> [Problem requirements]: Copy exactly, and only, the lines between the line holding "Give me the" and the line holding "string; kind: FileKind;", inclusive; skip the pictures.

Entries with page source code
◇ ◇ ◇ ◇ ◇

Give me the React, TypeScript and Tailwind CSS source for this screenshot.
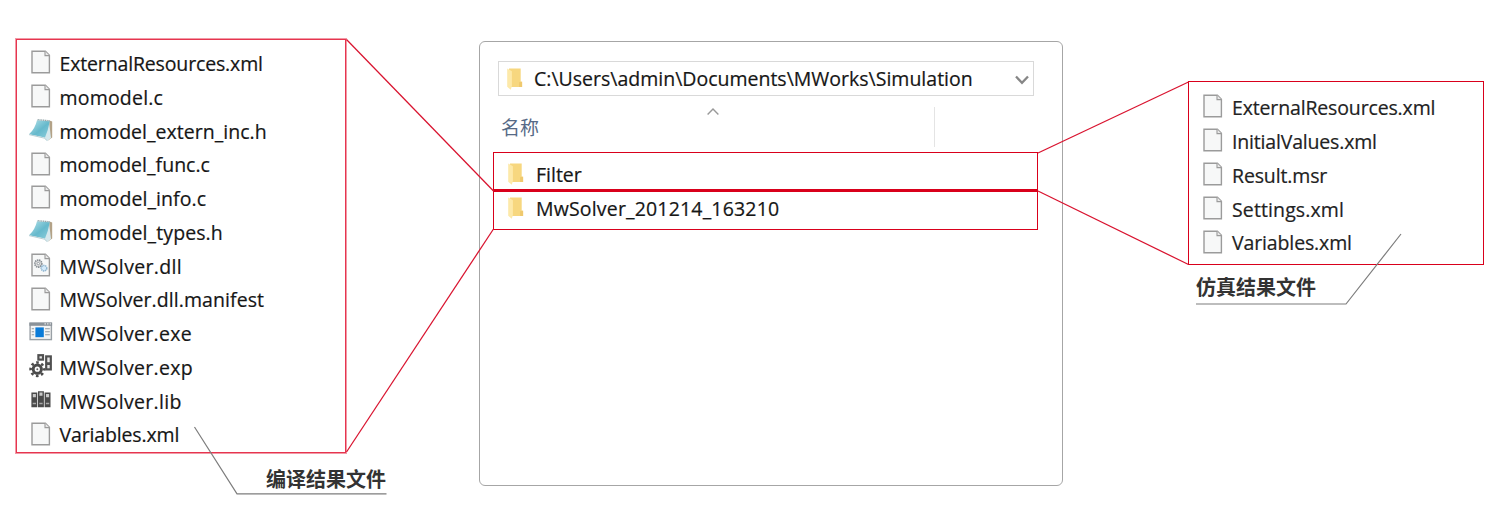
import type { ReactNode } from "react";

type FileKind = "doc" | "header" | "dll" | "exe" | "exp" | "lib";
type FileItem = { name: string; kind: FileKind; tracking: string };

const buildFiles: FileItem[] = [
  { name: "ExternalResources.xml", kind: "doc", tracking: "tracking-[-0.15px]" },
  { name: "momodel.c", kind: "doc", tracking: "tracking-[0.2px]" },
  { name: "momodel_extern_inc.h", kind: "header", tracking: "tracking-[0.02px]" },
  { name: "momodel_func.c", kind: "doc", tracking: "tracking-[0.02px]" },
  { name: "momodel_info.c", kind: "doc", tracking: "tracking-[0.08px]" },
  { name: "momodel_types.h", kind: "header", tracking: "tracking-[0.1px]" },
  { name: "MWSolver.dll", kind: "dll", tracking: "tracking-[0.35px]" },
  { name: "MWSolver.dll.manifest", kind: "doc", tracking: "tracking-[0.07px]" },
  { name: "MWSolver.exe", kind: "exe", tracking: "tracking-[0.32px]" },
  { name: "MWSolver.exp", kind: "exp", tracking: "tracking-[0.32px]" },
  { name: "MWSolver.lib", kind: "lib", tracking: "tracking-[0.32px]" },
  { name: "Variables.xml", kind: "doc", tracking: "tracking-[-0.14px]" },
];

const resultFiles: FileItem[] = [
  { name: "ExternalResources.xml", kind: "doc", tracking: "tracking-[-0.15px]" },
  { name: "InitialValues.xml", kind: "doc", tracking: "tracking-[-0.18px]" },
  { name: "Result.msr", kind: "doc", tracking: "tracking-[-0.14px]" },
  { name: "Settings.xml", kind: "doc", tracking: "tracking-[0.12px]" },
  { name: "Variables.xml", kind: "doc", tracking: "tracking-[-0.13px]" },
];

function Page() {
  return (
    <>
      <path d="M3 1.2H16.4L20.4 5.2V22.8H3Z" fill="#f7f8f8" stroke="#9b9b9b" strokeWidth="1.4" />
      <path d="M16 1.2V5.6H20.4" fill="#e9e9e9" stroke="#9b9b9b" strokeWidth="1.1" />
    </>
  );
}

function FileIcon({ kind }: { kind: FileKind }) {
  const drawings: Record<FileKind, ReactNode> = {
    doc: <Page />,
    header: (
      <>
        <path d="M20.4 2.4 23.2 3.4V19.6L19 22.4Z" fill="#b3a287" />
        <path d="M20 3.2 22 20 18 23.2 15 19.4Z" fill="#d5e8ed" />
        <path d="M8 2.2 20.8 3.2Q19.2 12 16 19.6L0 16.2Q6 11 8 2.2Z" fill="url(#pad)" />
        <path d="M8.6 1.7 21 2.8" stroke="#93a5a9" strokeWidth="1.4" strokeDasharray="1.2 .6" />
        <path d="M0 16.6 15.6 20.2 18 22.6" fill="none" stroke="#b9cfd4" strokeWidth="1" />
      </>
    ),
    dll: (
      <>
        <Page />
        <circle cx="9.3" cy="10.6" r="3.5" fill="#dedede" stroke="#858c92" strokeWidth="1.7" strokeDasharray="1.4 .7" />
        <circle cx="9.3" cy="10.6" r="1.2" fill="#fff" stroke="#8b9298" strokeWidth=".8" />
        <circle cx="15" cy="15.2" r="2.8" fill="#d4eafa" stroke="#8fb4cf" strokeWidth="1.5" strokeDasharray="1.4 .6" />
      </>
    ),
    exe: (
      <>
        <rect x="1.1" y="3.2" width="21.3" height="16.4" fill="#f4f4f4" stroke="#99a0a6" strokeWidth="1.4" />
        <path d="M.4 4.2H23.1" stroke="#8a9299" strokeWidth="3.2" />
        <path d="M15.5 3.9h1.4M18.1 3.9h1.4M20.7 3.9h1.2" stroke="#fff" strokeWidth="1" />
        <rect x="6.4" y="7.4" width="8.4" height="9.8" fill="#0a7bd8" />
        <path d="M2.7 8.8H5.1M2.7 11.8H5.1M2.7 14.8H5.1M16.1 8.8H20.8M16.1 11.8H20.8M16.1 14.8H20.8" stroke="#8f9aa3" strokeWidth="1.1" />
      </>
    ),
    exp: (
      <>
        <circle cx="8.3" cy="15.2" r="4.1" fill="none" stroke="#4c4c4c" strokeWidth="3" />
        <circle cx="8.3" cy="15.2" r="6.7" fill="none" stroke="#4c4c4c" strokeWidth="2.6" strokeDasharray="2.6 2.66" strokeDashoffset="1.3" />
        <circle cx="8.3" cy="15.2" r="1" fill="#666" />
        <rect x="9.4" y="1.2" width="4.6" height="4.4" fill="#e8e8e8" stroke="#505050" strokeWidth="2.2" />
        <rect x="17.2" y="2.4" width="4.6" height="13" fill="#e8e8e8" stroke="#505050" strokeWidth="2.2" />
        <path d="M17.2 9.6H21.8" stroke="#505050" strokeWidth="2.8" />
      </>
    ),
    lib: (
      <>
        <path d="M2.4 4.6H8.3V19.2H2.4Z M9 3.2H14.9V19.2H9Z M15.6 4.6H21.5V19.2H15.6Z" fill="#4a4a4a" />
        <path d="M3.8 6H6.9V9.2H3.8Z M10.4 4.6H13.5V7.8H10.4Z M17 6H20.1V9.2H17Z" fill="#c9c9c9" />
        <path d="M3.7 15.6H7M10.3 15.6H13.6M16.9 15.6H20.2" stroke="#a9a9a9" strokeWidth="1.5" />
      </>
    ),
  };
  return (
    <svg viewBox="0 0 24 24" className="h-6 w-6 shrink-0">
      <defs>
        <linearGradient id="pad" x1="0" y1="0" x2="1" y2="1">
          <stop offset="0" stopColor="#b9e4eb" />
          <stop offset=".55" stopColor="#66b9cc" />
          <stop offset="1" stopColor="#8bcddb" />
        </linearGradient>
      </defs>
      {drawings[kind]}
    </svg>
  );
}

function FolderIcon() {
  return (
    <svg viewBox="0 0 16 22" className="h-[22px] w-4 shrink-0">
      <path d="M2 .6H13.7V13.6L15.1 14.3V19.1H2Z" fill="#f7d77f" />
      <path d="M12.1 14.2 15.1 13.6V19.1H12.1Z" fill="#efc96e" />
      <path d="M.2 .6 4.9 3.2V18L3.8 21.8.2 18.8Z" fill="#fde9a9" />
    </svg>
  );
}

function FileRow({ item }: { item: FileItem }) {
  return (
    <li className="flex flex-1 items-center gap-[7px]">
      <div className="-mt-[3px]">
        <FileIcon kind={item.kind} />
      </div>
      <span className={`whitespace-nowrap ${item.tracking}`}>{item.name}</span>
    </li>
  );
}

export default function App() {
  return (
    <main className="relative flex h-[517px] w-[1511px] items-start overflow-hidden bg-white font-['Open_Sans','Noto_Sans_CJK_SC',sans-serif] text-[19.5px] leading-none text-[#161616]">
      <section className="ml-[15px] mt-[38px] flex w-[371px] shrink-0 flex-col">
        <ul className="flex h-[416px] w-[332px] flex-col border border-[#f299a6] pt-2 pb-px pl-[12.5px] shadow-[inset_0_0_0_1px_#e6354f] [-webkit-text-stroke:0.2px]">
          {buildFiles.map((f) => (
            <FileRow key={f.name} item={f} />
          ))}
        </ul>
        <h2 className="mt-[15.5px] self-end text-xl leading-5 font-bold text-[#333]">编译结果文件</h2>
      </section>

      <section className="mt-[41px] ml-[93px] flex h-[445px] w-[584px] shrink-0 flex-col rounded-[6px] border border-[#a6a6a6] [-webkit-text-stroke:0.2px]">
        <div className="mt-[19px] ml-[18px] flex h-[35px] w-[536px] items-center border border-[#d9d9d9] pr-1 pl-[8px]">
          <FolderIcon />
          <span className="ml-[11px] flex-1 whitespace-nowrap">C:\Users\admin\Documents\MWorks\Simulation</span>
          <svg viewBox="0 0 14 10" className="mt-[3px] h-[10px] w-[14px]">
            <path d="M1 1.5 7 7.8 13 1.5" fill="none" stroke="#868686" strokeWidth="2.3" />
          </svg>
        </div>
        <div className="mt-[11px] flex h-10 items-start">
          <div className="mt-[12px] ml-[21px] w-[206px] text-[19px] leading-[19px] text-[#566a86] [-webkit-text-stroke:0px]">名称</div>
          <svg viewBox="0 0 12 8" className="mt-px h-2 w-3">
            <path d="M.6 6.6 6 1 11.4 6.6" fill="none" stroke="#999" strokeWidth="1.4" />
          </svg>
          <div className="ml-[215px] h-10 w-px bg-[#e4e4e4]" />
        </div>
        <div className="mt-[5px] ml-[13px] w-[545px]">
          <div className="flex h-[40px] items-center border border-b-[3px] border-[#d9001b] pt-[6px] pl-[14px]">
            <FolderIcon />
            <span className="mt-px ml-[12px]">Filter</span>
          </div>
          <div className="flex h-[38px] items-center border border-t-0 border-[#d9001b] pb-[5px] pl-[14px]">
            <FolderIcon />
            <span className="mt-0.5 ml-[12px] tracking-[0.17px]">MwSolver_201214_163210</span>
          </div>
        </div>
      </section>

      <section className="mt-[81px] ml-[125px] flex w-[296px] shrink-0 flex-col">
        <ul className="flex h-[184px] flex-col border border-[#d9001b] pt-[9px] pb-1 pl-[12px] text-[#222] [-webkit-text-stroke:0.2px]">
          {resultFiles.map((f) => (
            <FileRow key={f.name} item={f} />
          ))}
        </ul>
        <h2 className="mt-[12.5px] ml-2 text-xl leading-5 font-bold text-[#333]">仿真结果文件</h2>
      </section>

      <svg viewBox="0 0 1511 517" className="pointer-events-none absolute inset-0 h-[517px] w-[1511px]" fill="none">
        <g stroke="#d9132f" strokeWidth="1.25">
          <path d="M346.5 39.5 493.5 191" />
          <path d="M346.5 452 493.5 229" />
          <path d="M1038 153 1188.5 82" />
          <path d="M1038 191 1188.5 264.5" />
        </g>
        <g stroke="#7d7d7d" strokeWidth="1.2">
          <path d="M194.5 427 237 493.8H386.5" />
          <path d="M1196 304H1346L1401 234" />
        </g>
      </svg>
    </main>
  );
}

◇ ◇ ◇ ◇ ◇

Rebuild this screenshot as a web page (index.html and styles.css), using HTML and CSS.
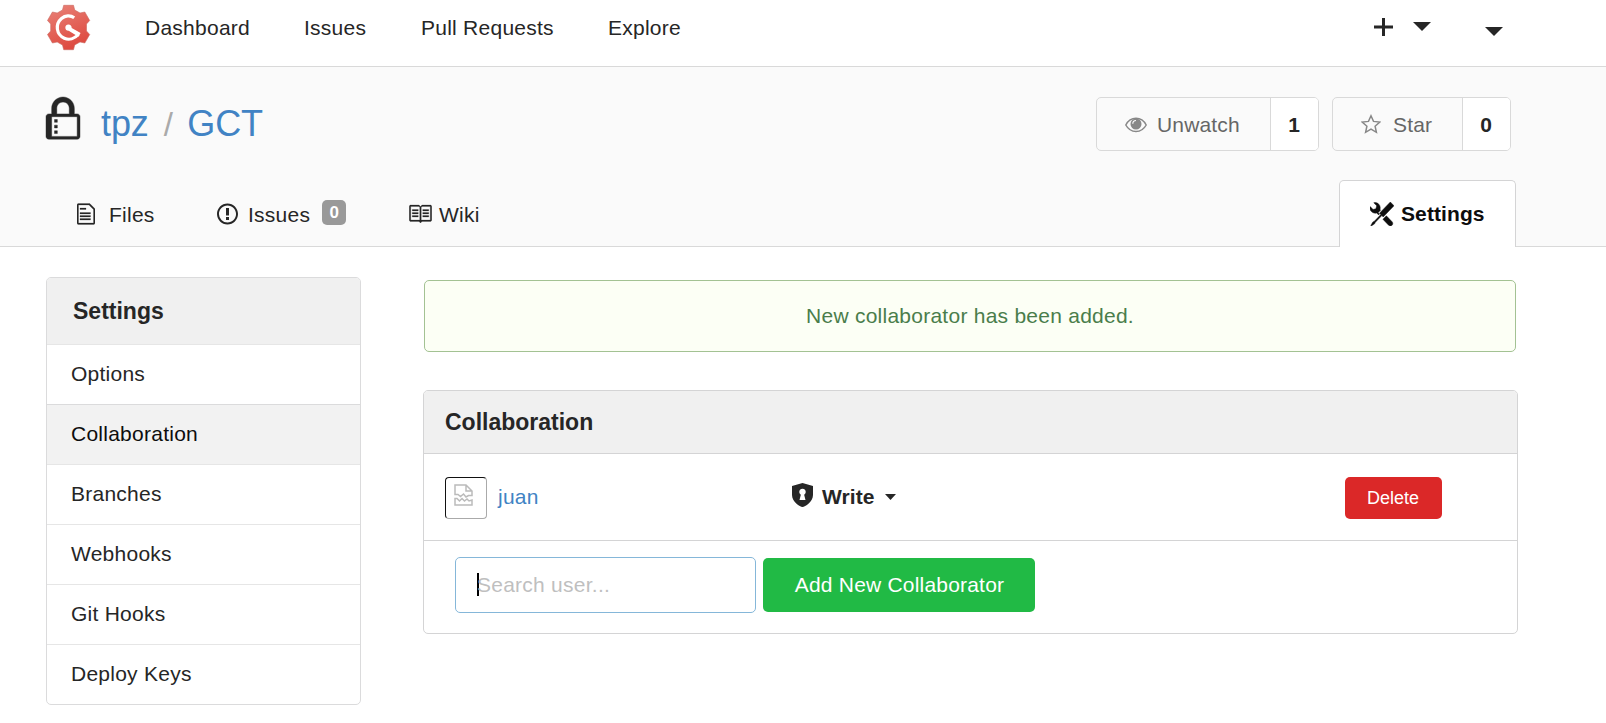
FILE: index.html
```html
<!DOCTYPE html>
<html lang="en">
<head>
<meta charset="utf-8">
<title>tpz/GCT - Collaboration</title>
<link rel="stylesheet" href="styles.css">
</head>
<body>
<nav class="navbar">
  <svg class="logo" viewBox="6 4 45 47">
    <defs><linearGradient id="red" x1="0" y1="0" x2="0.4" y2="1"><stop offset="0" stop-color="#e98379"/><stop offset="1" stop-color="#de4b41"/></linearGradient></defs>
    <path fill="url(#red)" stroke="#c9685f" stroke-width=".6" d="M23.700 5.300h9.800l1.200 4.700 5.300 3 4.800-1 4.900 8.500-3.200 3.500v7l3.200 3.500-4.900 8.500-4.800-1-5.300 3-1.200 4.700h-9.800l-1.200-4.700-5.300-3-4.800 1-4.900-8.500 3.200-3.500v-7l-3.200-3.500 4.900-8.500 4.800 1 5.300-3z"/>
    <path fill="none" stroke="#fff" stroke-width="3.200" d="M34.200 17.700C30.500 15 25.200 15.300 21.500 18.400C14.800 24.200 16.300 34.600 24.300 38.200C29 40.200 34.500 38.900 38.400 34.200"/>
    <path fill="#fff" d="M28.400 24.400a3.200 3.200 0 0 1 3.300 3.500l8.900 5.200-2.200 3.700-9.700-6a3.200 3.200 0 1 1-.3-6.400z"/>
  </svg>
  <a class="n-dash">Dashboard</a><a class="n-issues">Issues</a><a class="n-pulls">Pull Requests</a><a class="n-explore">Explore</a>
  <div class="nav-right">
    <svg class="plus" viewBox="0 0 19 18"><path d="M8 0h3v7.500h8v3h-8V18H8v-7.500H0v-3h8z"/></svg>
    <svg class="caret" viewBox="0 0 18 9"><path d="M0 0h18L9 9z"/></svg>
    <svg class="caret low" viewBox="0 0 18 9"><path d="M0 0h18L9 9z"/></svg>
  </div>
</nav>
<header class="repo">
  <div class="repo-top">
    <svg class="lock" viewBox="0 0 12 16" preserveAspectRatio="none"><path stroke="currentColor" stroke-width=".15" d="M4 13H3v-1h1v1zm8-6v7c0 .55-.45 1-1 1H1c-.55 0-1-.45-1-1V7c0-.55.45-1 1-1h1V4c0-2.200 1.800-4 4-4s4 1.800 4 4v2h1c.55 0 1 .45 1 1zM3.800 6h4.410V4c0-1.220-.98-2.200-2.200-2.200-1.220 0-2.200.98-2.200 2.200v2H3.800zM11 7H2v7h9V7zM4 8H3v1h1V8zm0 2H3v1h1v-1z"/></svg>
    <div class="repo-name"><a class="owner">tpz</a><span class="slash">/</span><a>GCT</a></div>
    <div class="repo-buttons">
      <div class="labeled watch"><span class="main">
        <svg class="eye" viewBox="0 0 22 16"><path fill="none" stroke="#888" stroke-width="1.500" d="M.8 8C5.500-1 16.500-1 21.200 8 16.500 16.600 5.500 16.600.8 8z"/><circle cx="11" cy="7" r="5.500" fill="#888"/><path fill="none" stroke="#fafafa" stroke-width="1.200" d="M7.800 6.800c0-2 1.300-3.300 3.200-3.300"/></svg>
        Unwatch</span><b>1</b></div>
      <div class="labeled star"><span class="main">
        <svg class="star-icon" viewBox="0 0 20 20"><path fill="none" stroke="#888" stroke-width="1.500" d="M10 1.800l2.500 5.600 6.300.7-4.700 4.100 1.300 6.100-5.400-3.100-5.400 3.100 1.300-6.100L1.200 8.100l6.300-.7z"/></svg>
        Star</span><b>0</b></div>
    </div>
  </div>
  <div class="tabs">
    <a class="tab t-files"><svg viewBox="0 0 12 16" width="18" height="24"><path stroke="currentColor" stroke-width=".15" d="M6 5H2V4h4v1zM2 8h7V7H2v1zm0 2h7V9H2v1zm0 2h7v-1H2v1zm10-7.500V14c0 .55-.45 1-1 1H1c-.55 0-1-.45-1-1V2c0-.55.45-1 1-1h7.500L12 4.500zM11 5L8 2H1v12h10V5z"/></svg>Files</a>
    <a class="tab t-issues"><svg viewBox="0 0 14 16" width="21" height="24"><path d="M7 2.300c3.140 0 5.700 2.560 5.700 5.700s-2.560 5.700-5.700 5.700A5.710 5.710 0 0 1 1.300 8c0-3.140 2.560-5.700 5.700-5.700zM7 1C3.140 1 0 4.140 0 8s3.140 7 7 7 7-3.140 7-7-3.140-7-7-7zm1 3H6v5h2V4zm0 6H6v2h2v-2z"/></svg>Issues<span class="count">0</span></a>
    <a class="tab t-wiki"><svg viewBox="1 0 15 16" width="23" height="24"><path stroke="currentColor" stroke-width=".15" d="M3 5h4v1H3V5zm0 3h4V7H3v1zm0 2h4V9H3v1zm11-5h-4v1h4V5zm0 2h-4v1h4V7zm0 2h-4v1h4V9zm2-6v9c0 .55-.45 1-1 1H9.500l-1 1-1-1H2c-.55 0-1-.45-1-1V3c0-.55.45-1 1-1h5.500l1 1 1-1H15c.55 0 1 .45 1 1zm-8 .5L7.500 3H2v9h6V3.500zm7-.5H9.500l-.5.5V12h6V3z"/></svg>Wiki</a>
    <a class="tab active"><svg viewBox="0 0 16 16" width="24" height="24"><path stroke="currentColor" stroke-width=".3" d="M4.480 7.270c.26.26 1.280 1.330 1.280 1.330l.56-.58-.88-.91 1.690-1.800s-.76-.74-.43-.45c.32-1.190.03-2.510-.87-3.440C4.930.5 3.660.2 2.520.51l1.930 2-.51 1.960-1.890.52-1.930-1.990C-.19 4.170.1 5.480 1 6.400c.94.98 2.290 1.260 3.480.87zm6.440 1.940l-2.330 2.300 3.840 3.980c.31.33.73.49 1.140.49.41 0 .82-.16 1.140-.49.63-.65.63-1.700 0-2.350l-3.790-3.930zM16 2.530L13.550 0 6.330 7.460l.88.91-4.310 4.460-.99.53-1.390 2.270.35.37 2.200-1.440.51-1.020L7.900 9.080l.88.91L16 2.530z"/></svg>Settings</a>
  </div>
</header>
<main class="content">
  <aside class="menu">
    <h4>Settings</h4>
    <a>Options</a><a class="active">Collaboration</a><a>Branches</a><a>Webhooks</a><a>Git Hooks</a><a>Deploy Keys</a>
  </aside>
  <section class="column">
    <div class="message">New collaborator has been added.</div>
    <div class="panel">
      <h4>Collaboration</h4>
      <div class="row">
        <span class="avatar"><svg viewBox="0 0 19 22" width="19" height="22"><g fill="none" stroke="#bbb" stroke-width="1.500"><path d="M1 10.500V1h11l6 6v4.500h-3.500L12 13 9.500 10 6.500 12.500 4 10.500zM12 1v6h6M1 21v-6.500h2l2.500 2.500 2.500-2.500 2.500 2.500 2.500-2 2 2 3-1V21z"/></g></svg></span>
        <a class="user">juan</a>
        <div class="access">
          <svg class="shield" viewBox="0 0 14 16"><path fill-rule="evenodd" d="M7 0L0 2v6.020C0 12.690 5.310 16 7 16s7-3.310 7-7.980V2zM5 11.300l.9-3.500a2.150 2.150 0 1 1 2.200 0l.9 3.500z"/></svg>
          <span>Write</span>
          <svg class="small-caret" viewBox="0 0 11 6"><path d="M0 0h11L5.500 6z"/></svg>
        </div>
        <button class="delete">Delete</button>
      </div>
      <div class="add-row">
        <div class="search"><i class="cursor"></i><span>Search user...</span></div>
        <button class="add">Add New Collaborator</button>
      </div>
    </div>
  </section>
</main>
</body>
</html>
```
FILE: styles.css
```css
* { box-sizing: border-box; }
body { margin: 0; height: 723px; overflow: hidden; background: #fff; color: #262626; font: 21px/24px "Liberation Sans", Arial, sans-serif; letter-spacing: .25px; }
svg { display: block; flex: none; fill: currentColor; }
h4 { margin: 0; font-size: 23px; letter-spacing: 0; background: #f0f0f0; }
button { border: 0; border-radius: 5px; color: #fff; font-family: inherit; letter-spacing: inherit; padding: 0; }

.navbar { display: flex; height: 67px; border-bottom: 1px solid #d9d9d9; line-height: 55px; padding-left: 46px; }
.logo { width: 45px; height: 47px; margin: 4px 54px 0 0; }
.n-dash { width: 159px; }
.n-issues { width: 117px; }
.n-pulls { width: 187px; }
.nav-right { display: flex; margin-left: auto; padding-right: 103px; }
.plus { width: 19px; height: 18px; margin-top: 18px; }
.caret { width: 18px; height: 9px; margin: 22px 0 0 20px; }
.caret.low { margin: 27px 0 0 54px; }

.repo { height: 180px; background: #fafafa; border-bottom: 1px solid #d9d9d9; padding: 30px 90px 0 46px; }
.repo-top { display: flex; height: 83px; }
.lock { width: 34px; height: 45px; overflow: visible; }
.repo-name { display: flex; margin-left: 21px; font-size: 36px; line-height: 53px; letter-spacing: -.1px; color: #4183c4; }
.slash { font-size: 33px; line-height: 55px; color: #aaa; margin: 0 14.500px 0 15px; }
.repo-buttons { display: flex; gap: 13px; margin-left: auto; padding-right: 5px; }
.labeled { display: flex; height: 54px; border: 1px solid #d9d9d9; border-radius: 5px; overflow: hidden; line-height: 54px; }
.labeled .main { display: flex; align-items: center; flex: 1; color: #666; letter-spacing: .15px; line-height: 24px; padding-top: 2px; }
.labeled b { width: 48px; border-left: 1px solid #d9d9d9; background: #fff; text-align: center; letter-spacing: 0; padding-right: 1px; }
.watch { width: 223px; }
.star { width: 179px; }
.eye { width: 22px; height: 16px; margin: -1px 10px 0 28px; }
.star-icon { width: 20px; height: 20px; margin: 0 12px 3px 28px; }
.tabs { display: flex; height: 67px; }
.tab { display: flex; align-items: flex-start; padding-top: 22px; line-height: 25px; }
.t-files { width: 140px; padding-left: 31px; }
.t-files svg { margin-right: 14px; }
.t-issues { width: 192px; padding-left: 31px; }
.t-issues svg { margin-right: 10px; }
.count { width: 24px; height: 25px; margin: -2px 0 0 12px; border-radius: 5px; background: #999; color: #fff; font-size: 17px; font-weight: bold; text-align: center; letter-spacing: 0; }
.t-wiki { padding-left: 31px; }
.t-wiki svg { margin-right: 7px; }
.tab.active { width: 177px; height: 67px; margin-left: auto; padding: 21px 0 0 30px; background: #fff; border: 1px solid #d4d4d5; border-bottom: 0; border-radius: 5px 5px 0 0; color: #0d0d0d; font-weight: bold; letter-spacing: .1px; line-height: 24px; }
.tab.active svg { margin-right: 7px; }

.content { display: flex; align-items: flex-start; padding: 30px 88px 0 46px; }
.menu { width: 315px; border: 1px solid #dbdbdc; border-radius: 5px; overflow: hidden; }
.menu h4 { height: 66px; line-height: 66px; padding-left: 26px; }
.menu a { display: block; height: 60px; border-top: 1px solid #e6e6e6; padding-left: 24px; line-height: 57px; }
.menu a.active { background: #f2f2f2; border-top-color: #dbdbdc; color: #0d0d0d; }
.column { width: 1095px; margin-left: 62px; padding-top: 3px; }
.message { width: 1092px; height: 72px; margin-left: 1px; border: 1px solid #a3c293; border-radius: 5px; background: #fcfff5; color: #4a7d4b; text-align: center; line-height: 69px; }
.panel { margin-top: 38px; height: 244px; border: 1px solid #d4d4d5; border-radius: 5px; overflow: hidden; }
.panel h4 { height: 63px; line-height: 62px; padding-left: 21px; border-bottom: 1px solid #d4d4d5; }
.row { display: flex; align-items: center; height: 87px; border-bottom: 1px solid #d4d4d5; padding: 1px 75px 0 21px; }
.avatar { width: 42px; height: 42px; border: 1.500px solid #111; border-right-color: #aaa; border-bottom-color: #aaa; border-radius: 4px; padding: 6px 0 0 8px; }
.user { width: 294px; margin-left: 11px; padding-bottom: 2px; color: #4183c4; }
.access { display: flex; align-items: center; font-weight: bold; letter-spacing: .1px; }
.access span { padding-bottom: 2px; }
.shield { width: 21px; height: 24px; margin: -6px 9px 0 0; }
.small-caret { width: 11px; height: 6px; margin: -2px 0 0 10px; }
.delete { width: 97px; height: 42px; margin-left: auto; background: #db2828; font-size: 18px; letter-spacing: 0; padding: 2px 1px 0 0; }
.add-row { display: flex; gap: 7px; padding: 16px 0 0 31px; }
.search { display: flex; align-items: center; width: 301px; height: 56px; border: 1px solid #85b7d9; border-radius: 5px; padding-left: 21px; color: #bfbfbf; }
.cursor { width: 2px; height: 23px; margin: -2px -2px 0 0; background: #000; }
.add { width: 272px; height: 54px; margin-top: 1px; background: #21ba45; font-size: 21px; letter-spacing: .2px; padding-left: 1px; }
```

◇ ◇ ◇ ◇ ◇

> [Result of this exercise]:
Give me the React, TypeScript and Tailwind CSS source for this screenshot.
import type { ReactNode } from "react";

type FileKind = "doc" | "header" | "dll" | "exe" | "exp" | "lib";
type FileItem = { name: string; kind: FileKind; tracking: string };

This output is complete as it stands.